#### [WHAT IS NEEDED]
Give the number of lines in the records below that include "React". Reply with that number alone.

#### [DATASET EXCERPTS]
——
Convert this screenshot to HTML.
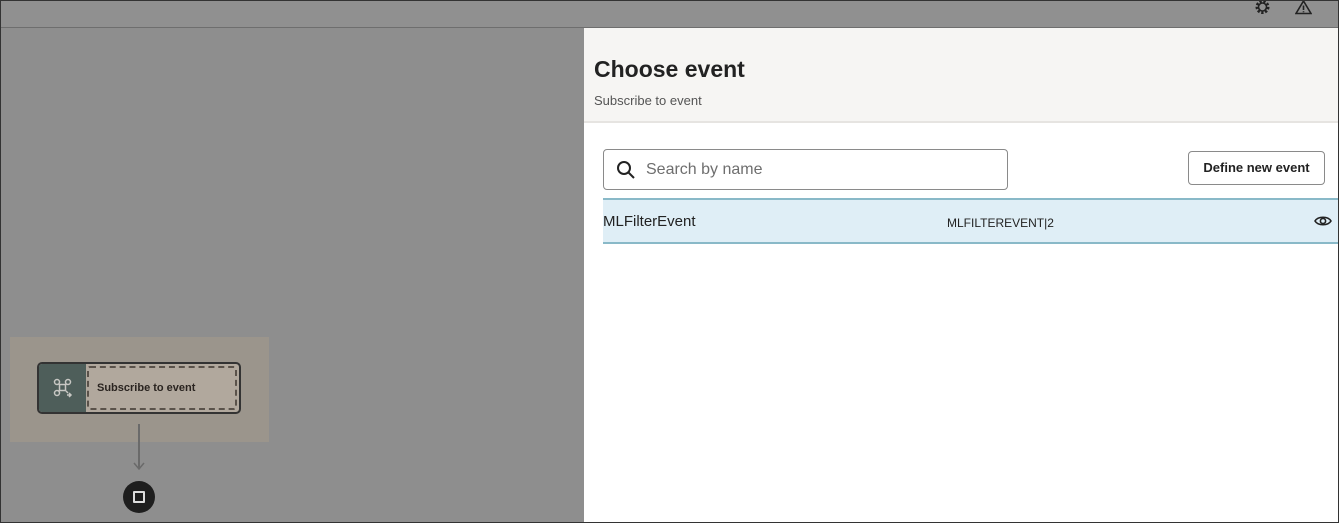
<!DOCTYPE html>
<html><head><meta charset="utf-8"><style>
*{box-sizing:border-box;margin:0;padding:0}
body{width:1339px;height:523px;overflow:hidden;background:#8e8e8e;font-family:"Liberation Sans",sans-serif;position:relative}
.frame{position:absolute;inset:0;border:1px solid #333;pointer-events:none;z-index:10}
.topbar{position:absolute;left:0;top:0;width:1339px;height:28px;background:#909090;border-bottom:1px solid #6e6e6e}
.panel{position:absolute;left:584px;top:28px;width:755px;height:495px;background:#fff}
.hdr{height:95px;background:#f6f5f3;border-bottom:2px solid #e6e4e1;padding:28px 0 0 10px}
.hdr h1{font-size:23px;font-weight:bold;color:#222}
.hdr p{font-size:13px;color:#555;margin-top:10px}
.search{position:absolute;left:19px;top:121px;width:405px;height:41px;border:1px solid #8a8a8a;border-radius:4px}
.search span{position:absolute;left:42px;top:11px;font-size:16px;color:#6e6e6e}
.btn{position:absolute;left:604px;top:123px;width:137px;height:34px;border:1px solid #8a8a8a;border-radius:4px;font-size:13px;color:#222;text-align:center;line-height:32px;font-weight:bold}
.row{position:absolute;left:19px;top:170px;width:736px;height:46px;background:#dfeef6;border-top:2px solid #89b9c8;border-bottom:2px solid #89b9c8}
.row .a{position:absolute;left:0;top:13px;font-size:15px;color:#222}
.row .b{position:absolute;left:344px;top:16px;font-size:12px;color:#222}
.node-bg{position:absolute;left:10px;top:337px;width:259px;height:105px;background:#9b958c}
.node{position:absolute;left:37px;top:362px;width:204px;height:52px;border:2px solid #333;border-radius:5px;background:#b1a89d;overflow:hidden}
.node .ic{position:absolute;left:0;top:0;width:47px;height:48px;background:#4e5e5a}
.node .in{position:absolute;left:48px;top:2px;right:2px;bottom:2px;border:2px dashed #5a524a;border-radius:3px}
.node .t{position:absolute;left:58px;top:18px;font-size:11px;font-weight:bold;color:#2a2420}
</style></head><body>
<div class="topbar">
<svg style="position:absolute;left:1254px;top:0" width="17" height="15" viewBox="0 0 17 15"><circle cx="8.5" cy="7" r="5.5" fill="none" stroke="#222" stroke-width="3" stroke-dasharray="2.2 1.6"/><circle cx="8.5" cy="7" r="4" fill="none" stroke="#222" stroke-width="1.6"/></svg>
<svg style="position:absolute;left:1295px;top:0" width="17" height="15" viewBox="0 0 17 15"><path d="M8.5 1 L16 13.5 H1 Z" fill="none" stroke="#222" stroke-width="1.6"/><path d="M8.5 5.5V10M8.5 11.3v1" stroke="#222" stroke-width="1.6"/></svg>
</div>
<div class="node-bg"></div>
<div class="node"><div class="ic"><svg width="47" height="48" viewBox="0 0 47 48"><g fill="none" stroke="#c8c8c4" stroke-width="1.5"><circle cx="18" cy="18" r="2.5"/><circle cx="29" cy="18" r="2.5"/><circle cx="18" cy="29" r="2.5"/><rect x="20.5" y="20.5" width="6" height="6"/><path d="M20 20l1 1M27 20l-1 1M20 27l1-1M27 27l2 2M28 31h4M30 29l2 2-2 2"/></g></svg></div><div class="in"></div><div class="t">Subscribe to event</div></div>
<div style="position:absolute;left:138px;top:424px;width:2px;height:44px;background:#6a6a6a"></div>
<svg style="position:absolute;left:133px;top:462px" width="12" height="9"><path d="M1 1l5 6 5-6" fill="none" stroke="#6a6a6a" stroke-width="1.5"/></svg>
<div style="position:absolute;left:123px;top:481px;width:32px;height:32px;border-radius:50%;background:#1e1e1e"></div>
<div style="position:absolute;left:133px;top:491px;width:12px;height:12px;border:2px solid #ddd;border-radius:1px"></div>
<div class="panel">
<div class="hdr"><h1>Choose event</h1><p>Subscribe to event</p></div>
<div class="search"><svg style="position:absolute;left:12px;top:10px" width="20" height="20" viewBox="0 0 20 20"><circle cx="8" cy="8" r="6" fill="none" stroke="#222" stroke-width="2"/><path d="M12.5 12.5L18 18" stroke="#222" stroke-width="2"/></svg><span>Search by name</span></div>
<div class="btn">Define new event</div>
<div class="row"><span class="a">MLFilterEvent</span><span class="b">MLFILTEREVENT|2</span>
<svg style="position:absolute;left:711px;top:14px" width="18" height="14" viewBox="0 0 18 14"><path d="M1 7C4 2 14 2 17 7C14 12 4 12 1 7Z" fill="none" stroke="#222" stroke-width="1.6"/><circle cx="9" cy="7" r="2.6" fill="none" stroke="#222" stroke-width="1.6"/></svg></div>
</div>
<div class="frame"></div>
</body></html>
——
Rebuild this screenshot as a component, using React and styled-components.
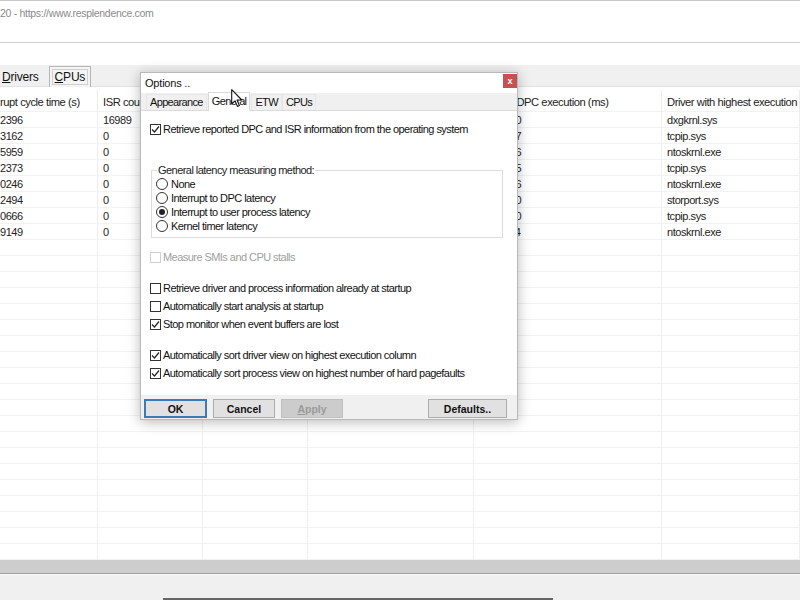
——
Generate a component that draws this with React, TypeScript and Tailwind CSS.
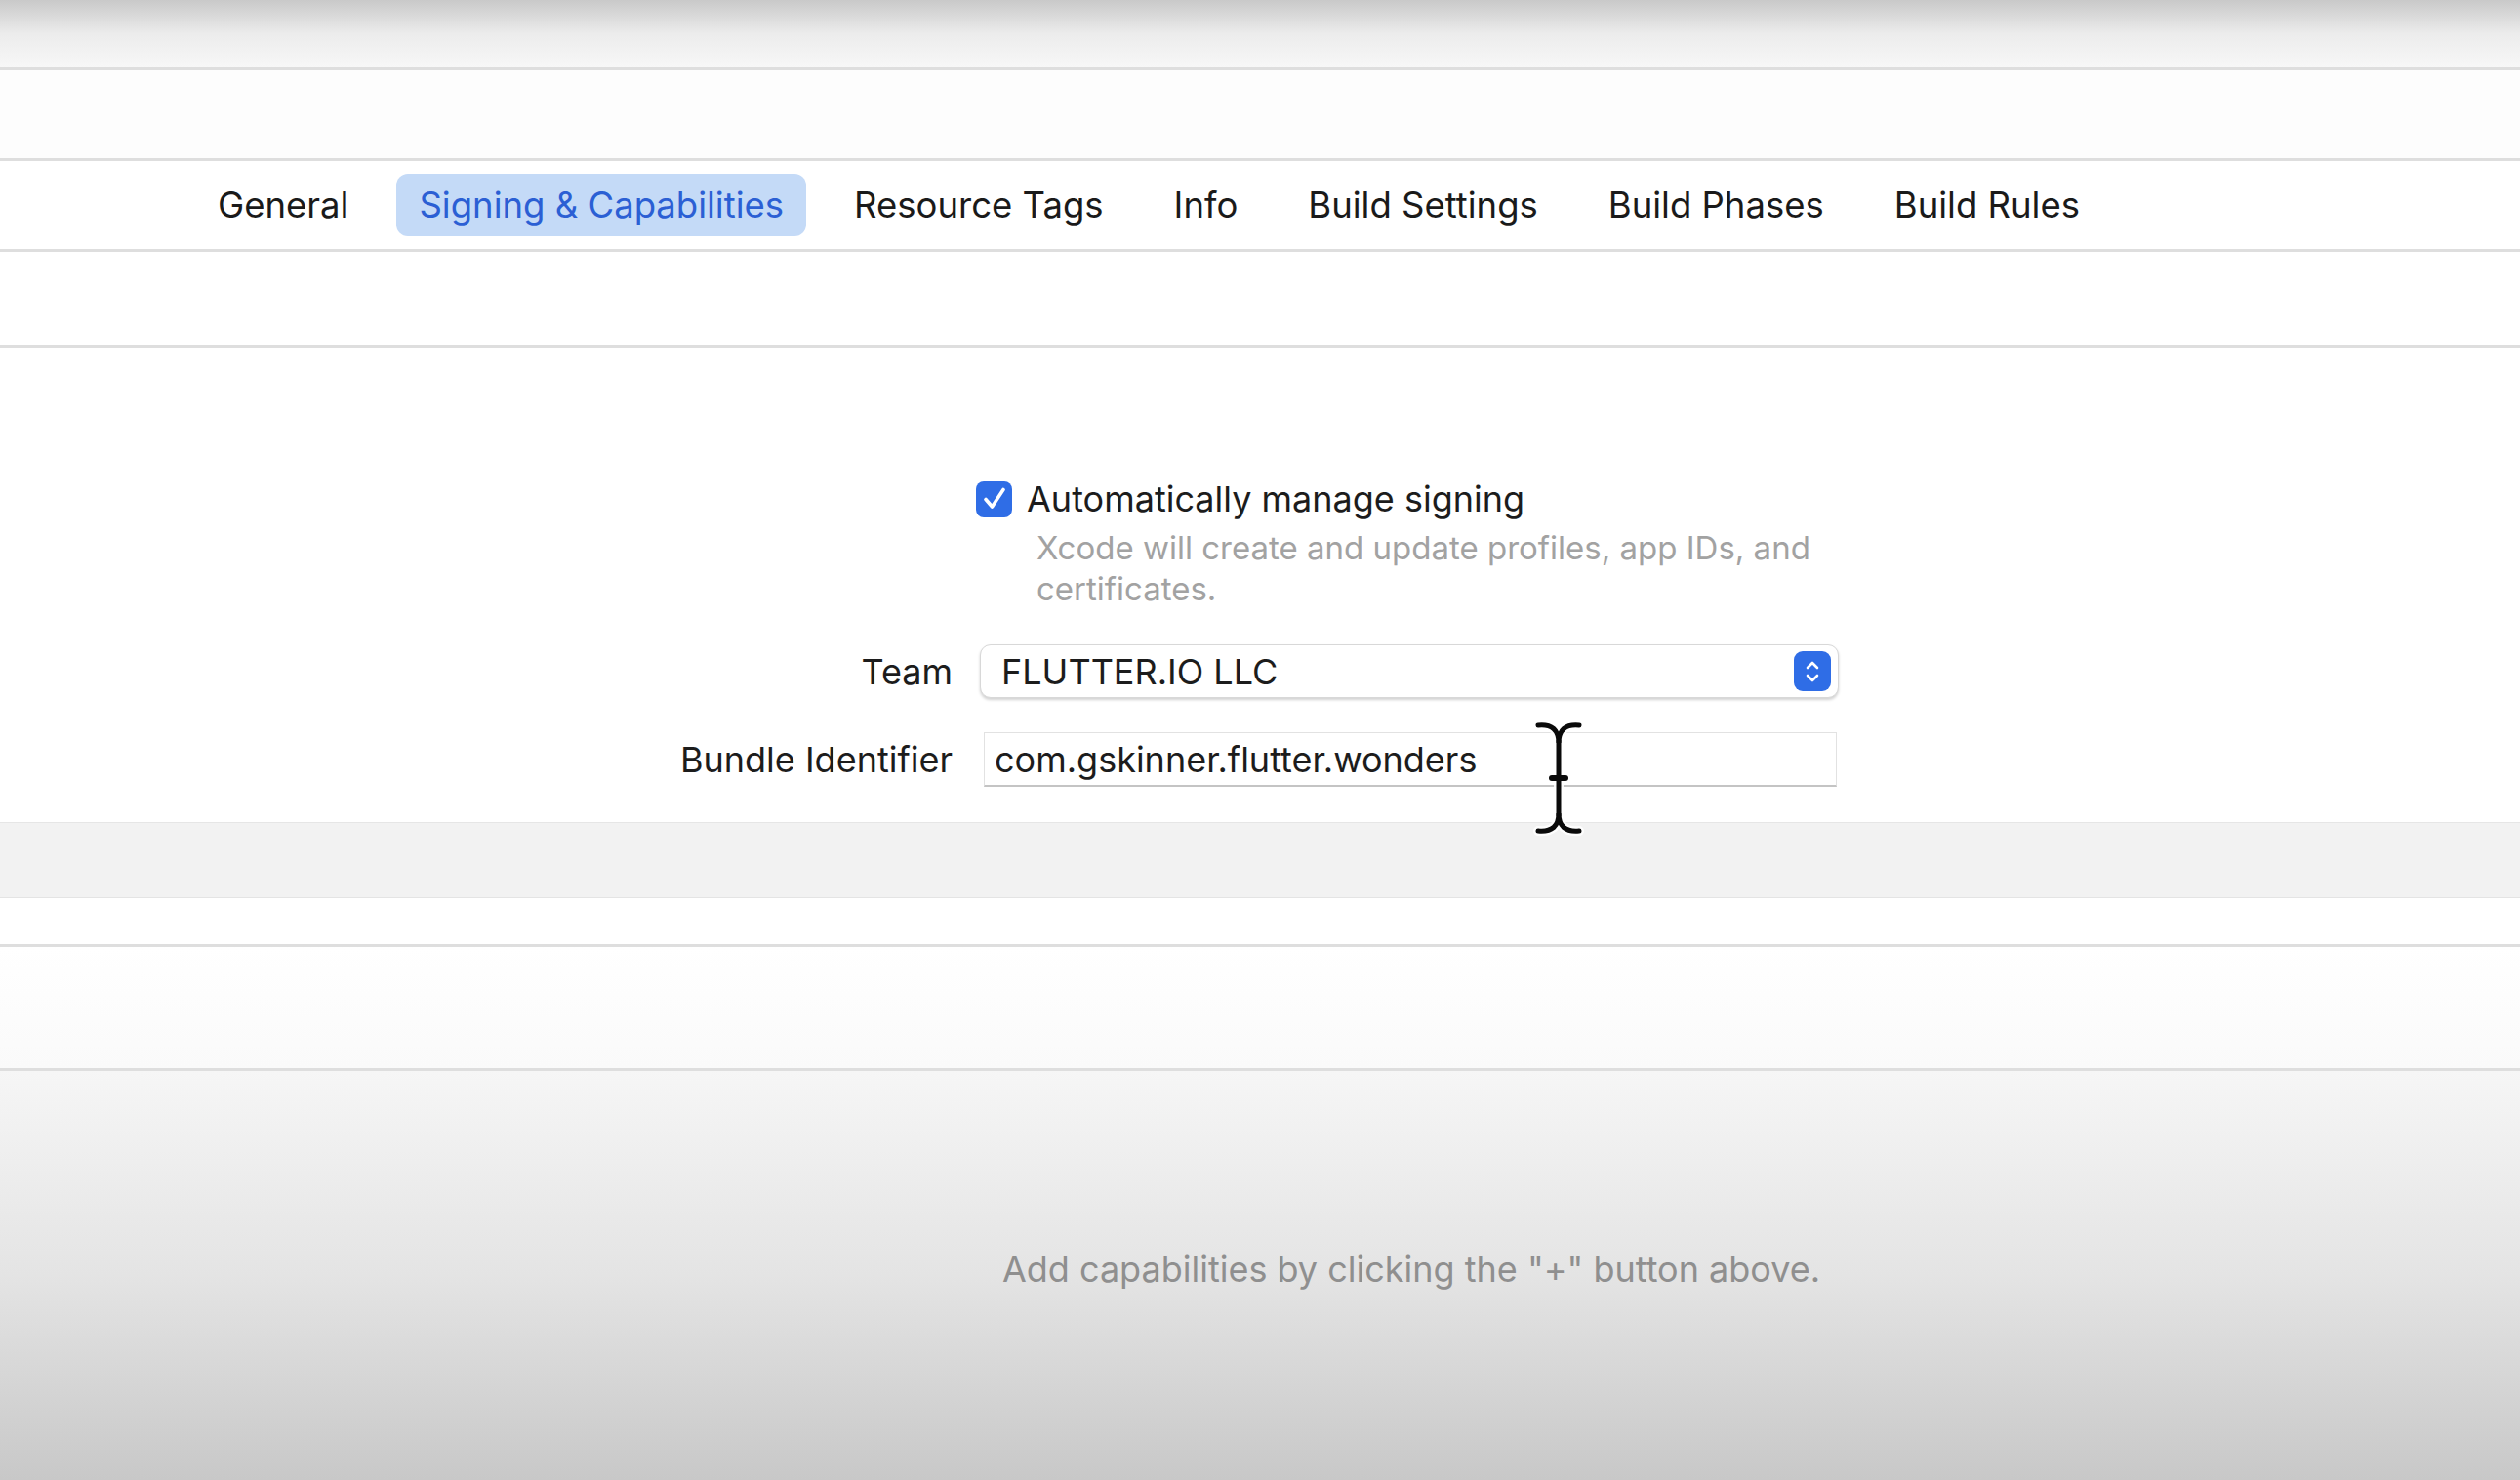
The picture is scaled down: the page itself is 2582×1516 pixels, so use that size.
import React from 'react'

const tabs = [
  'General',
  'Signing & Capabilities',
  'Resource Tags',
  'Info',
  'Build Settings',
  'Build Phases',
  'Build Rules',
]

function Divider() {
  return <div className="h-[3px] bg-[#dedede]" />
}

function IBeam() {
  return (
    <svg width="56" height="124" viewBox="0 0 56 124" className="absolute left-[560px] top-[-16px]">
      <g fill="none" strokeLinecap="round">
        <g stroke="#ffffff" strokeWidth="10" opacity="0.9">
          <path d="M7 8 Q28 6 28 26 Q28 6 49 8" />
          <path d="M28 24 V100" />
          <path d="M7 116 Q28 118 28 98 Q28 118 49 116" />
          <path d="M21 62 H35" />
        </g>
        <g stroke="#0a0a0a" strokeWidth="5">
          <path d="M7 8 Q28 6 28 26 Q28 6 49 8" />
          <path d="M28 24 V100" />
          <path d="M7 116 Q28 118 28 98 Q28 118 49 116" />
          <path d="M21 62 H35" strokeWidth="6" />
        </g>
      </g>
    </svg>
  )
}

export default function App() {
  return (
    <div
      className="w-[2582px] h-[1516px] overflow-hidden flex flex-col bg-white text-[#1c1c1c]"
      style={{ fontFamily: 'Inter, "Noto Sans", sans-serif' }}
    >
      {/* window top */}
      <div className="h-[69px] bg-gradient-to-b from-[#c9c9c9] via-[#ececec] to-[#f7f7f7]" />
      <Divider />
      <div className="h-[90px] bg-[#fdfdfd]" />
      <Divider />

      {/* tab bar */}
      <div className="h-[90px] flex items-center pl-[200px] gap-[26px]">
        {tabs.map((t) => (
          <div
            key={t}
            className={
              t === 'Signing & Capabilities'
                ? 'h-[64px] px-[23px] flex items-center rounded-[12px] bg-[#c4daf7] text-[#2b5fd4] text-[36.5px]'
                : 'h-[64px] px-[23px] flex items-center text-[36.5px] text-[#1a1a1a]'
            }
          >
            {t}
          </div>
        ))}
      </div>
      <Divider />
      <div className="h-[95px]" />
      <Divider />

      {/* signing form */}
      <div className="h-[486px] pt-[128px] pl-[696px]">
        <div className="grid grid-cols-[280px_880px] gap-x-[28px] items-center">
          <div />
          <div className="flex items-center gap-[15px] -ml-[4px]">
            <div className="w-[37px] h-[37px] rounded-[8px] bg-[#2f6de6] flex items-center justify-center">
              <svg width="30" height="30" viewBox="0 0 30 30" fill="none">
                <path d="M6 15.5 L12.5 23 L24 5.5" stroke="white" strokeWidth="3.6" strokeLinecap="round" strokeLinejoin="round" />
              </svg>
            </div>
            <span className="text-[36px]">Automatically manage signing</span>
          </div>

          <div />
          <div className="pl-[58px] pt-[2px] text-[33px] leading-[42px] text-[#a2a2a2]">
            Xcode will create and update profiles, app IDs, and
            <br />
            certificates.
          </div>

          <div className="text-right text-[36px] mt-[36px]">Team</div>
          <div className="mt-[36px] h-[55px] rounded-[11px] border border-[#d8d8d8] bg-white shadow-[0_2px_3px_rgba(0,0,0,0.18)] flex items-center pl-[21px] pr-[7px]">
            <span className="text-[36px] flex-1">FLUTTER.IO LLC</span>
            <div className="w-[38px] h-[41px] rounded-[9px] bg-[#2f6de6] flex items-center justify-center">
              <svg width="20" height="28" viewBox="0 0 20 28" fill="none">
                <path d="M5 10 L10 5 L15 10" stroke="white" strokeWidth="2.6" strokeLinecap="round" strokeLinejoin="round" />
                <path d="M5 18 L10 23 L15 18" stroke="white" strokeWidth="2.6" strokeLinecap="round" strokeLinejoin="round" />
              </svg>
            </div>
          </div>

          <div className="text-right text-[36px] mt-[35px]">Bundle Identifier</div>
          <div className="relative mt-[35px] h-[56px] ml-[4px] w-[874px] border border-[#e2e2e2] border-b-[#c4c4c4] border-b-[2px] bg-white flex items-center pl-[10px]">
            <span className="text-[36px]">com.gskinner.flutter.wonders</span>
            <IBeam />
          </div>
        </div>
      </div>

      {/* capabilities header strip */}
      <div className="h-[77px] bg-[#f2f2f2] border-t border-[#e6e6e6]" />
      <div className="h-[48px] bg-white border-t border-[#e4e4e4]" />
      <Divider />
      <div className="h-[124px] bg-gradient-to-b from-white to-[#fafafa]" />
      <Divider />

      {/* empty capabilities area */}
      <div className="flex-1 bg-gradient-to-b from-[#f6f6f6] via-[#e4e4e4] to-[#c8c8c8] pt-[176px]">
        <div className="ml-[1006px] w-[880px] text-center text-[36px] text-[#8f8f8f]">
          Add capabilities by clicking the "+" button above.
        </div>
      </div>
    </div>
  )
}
——
#### [COMPLETED TASK]
3